Quem inventou a bitcoin?

Ninguém sabe. Satoshi Nakamoto – o autor do artigo de 2008 que descreve o funcionamento da bitcoin – é provavelmente um pseudónimo utilizado pelo criador (ou criadores) da tecnologia. Entre 2008 (quando Nakamoto apresentou o conceito da bitcoin) e 2009 (quando desapareceu completamente depois de lançar o sistema) comunicava apenas através de mensagens online.

No fórum online dedicado à criptomoeda, o fundador tem sido descrito como um homem japonês nascido em Abril de 1975. Muitos refutam esta teoria devido ao nível de inglês de Nakamoto (o relatório original da bitcoin, com a estrutura típica de um artigo académico, foi escrito totalmente em inglês) e à falta de referências ao Japão no seu trabalho. 

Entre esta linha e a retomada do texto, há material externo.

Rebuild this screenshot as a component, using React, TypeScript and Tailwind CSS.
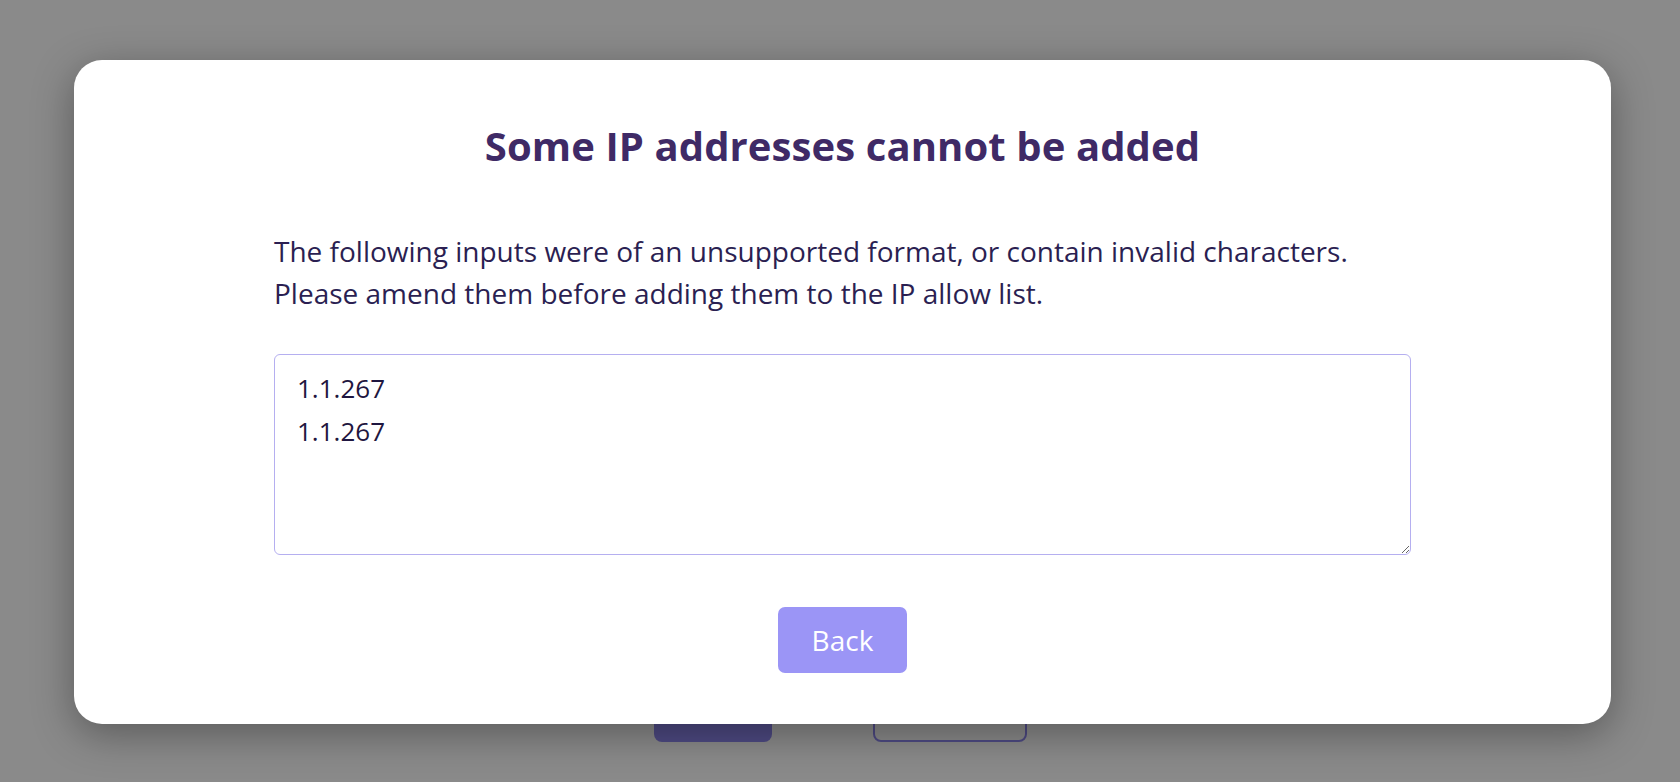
import React from 'react';

const font = { fontFamily: '"Open Sans", "Noto Sans", sans-serif' };

const App: React.FC = () => {
  return (
    <div className="relative h-screen w-full overflow-hidden bg-white" style={font}>
      {/* Page behind the dialog */}
      <div className="flex h-full flex-col items-center justify-end pb-[40px]">
        <div className="flex items-center gap-[101px]">
          <button className="h-[56px] w-[118px] rounded-[8px] bg-[#918af2]" />
          <button className="h-[56px] w-[154px] rounded-[8px] border-2 border-[#918af2] bg-white" />
        </div>
      </div>

      {/* Overlay */}
      <div className="absolute inset-0 bg-black/[0.46] pl-[74px] pt-[60px]">
        <div className="flex w-[1537px] flex-col items-center rounded-[28px] bg-white px-[200px] pb-[51px] pt-[62px] shadow-[0_10px_40px_rgba(0,0,0,0.35)]">
          <h2 className="text-[40px] font-bold leading-[1.2] tracking-[0.1px] text-[#3f2a66]">
            Some IP addresses cannot be added
          </h2>

          <p className="mt-[60px] w-full text-[28px] leading-[42px] text-[#2b1f52]">
            The following inputs were of an unsupported format, or contain invalid characters.
            <br />
            Please amend them before adding them to the IP allow list.
          </p>

          <textarea
            readOnly
            defaultValue={'1.1.267\n1.1.267'}
            className="mt-[40px] h-[201px] w-full rounded-[6px] border border-[#b5aff0] bg-white px-[22px] pt-[12px] text-[26px] leading-[43px] text-[#1f1640] outline-none"
            style={font}
          />

          <button className="mt-[52px] h-[66px] w-[129px] rounded-[7px] bg-[#9b95f6] text-[28px] text-white">
            Back
          </button>
        </div>
      </div>
    </div>
  );
};

export default App;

Ao longo dos últimos anos, várias investigações jornalísticas têm tentado resolver o mistério, mas sem sucesso.

Há dois anos, um empresário australiano chamado Craig Wright disse ser o verdadeiro Nakamoto. Wright, um obscuro empresário e académico, com múltiplos mestrados e empresas na área da criptografia e segurança informática, encaixava no perfil. Porém, desapareceu da vida pública depois de apresentar informação falsa (incluindo um doutoramento que parece inventado), e não conseguir provar que era, de facto, Nakamoto.

O que é que se pode comprar com bitcoins?

Contrariamente às divisas convencionais – como o euro, a libra e o dólar – a bitcoin não é largamente aceite como uma forma de pagamento.

Existem, no entanto, empresas que já aceitam pagamentos em bitcoin. Alguns exemplos são a loja online da Microsoft (para pagar aplicações móveis e jogos para PC e Xbox), a Dell e algumas agências de viagem como a Air Lituanica e a Air Baltic, na Europa, e a CheapAir, nos EUA. A Wikipedia também aceita donativos em bitcoins. Há também algumas universidades que aceitam o pagamento, como a Universidade de Cumbria, no Reino Unido, e a Universidade de Lucerna, na Suíça. E há algumas pequenas lojas, restaurantes e cafés que também dão aos clientes a possibilidade de pagar em bitcoins.